**Entries**.
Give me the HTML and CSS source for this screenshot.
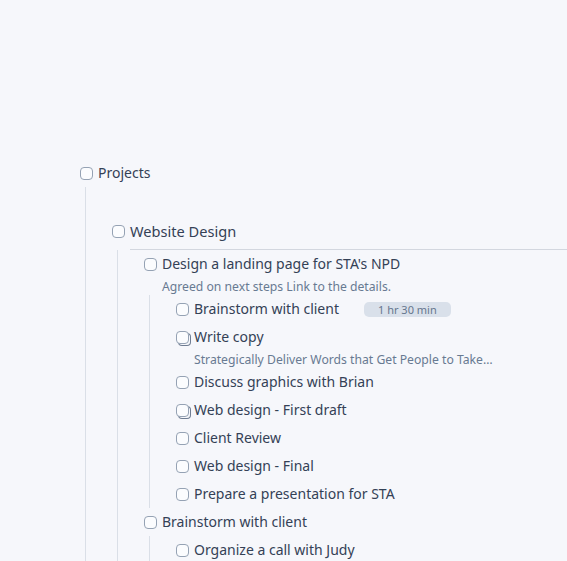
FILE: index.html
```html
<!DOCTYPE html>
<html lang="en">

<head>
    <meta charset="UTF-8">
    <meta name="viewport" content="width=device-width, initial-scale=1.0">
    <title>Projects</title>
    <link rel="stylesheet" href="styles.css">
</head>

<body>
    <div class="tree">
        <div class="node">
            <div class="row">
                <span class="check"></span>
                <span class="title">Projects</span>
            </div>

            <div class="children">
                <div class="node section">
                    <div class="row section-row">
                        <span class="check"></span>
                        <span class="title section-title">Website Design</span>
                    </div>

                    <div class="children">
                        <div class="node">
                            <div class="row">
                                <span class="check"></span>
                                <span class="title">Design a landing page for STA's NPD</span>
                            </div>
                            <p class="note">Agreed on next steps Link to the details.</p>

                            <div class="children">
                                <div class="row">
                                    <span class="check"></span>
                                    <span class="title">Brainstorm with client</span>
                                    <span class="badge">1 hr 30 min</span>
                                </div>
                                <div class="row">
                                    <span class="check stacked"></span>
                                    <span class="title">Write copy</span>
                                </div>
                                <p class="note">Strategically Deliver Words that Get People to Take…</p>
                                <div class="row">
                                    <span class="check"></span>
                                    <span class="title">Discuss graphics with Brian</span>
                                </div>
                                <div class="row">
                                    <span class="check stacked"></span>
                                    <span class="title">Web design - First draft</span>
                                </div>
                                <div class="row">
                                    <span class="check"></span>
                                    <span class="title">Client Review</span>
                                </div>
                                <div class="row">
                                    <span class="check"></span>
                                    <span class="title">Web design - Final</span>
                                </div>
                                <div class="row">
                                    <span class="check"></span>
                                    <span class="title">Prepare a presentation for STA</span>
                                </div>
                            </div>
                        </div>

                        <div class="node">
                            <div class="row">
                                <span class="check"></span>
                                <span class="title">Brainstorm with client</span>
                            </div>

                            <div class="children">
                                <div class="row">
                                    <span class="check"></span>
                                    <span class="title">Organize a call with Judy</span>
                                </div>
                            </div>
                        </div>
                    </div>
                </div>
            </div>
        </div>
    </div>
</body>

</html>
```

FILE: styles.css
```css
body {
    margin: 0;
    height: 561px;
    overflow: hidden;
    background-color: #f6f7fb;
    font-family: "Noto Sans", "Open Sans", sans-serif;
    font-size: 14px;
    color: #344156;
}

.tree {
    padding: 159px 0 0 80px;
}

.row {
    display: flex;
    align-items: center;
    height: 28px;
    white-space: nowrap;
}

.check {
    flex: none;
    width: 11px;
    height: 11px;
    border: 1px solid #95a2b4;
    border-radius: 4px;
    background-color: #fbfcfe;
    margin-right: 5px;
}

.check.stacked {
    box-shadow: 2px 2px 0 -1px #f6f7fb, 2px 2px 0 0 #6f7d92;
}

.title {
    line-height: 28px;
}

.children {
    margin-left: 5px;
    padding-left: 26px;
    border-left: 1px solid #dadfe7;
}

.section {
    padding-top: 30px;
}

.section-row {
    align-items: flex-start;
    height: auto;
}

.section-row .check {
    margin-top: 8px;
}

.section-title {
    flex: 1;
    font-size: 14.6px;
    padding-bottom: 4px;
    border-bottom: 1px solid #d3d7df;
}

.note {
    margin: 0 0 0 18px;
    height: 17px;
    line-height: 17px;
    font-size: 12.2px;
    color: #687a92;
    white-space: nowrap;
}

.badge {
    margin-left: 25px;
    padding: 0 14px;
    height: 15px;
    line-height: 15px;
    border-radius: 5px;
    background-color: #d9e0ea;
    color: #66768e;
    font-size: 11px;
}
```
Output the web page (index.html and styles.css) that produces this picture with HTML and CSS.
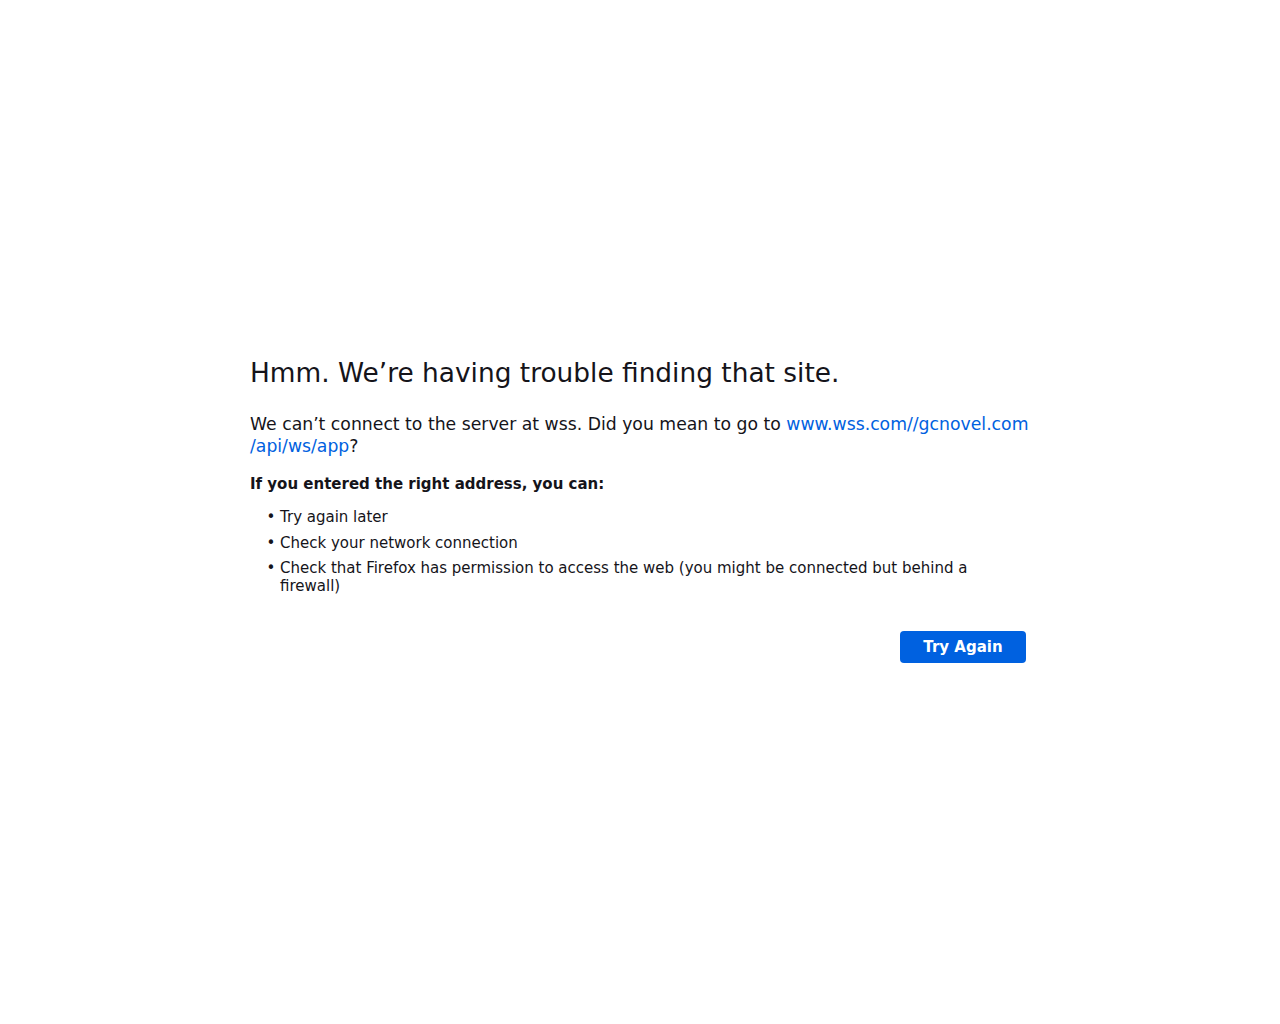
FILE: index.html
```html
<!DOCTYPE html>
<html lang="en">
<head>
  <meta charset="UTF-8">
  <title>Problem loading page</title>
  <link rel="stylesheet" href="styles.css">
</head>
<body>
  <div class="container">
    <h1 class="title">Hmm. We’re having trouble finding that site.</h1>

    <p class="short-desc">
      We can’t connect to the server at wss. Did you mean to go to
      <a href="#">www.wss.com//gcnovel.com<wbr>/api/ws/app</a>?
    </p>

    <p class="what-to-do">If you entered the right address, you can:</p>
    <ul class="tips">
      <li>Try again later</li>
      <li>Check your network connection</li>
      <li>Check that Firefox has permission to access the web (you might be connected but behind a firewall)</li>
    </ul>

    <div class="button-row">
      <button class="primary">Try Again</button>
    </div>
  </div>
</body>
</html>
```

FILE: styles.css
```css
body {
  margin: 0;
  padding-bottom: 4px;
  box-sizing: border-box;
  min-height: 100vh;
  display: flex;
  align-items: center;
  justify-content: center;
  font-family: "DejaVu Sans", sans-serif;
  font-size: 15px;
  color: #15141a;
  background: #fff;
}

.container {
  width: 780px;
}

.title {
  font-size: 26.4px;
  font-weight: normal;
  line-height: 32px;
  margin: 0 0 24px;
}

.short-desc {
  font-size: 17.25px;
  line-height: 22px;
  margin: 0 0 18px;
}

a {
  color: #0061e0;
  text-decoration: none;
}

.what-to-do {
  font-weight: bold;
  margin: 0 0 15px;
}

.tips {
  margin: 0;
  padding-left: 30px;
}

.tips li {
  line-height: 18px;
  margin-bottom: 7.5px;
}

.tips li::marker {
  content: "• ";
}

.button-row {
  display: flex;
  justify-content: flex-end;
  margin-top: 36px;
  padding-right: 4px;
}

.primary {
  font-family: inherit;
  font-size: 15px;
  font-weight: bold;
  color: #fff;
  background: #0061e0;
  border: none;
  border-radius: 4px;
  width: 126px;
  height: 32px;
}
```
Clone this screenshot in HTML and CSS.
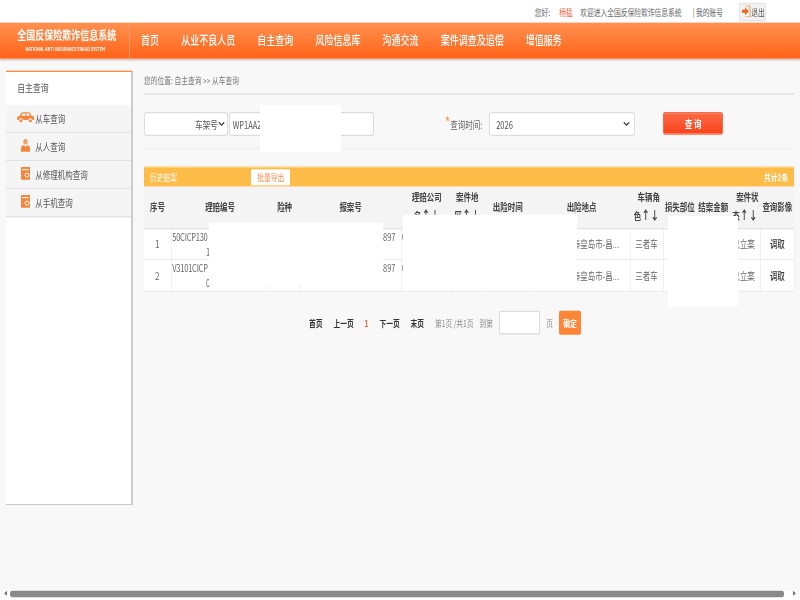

**Problem details**. Print all of the entries word for word. Omit the pictures they contain.

**Task response**.
Give me the HTML and CSS source for this screenshot.
FILE: index.html
```html
<!DOCTYPE html>
<html lang="en">

<head>
    <meta charset="UTF-8">
    <meta name="viewport" content="width=device-width, initial-scale=1.0">
    <title>Projects</title>
    <link rel="stylesheet" href="styles.css">
</head>

<body>
    <div class="tree">
        <div class="node">
            <div class="row">
                <span class="check"></span>
                <span class="title">Projects</span>
            </div>

            <div class="children">
                <div class="node section">
                    <div class="row section-row">
                        <span class="check"></span>
                        <span class="title section-title">Website Design</span>
                    </div>

                    <div class="children">
                        <div class="node">
                            <div class="row">
                                <span class="check"></span>
                                <span class="title">Design a landing page for STA's NPD</span>
                            </div>
                            <p class="note">Agreed on next steps Link to the details.</p>

                            <div class="children">
                                <div class="row">
                                    <span class="check"></span>
                                    <span class="title">Brainstorm with client</span>
                                    <span class="badge">1 hr 30 min</span>
                                </div>
                                <div class="row">
                                    <span class="check stacked"></span>
                                    <span class="title">Write copy</span>
                                </div>
                                <p class="note">Strategically Deliver Words that Get People to Take…</p>
                                <div class="row">
                                    <span class="check"></span>
                                    <span class="title">Discuss graphics with Brian</span>
                                </div>
                                <div class="row">
                                    <span class="check stacked"></span>
                                    <span class="title">Web design - First draft</span>
                                </div>
                                <div class="row">
                                    <span class="check"></span>
                                    <span class="title">Client Review</span>
                                </div>
                                <div class="row">
                                    <span class="check"></span>
                                    <span class="title">Web design - Final</span>
                                </div>
                                <div class="row">
                                    <span class="check"></span>
                                    <span class="title">Prepare a presentation for STA</span>
                                </div>
                            </div>
                        </div>

                        <div class="node">
                            <div class="row">
                                <span class="check"></span>
                                <span class="title">Brainstorm with client</span>
                            </div>

                            <div class="children">
                                <div class="row">
                                    <span class="check"></span>
                                    <span class="title">Organize a call with Judy</span>
                                </div>
                            </div>
                        </div>
                    </div>
                </div>
            </div>
        </div>
    </div>
</body>

</html>
```

FILE: styles.css
```css
body {
    margin: 0;
    height: 561px;
    overflow: hidden;
    background-color: #f6f7fb;
    font-family: "Noto Sans", "Open Sans", sans-serif;
    font-size: 14px;
    color: #344156;
}

.tree {
    padding: 159px 0 0 80px;
}

.row {
    display: flex;
    align-items: center;
    height: 28px;
    white-space: nowrap;
}

.check {
    flex: none;
    width: 11px;
    height: 11px;
    border: 1px solid #95a2b4;
    border-radius: 4px;
    background-color: #fbfcfe;
    margin-right: 5px;
}

.check.stacked {
    box-shadow: 2px 2px 0 -1px #f6f7fb, 2px 2px 0 0 #6f7d92;
}

.title {
    line-height: 28px;
}

.children {
    margin-left: 5px;
    padding-left: 26px;
    border-left: 1px solid #dadfe7;
}

.section {
    padding-top: 30px;
}

.section-row {
    align-items: flex-start;
    height: auto;
}

.section-row .check {
    margin-top: 8px;
}

.section-title {
    flex: 1;
    font-size: 14.6px;
    padding-bottom: 4px;
    border-bottom: 1px solid #d3d7df;
}

.note {
    margin: 0 0 0 18px;
    height: 17px;
    line-height: 17px;
    font-size: 12.2px;
    color: #687a92;
    white-space: nowrap;
}

.badge {
    margin-left: 25px;
    padding: 0 14px;
    height: 15px;
    line-height: 15px;
    border-radius: 5px;
    background-color: #d9e0ea;
    color: #66768e;
    font-size: 11px;
}
```
Output the web page (index.html and styles.css) that produces this picture with HTML and CSS.
FILE: index.html
```html
<!DOCTYPE html>
<html lang="en">
<head>
  <meta charset="UTF-8">
  <title>Problem loading page</title>
  <link rel="stylesheet" href="styles.css">
</head>
<body>
  <div class="container">
    <h1 class="title">Hmm. We’re having trouble finding that site.</h1>

    <p class="short-desc">
      We can’t connect to the server at wss. Did you mean to go to
      <a href="#">www.wss.com//gcnovel.com<wbr>/api/ws/app</a>?
    </p>

    <p class="what-to-do">If you entered the right address, you can:</p>
    <ul class="tips">
      <li>Try again later</li>
      <li>Check your network connection</li>
      <li>Check that Firefox has permission to access the web (you might be connected but behind a firewall)</li>
    </ul>

    <div class="button-row">
      <button class="primary">Try Again</button>
    </div>
  </div>
</body>
</html>
```

FILE: styles.css
```css
body {
  margin: 0;
  padding-bottom: 4px;
  box-sizing: border-box;
  min-height: 100vh;
  display: flex;
  align-items: center;
  justify-content: center;
  font-family: "DejaVu Sans", sans-serif;
  font-size: 15px;
  color: #15141a;
  background: #fff;
}

.container {
  width: 780px;
}

.title {
  font-size: 26.4px;
  font-weight: normal;
  line-height: 32px;
  margin: 0 0 24px;
}

.short-desc {
  font-size: 17.25px;
  line-height: 22px;
  margin: 0 0 18px;
}

a {
  color: #0061e0;
  text-decoration: none;
}

.what-to-do {
  font-weight: bold;
  margin: 0 0 15px;
}

.tips {
  margin: 0;
  padding-left: 30px;
}

.tips li {
  line-height: 18px;
  margin-bottom: 7.5px;
}

.tips li::marker {
  content: "• ";
}

.button-row {
  display: flex;
  justify-content: flex-end;
  margin-top: 36px;
  padding-right: 4px;
}

.primary {
  font-family: inherit;
  font-size: 15px;
  font-weight: bold;
  color: #fff;
  background: #0061e0;
  border: none;
  border-radius: 4px;
  width: 126px;
  height: 32px;
}
```
Clone this screenshot in HTML and CSS.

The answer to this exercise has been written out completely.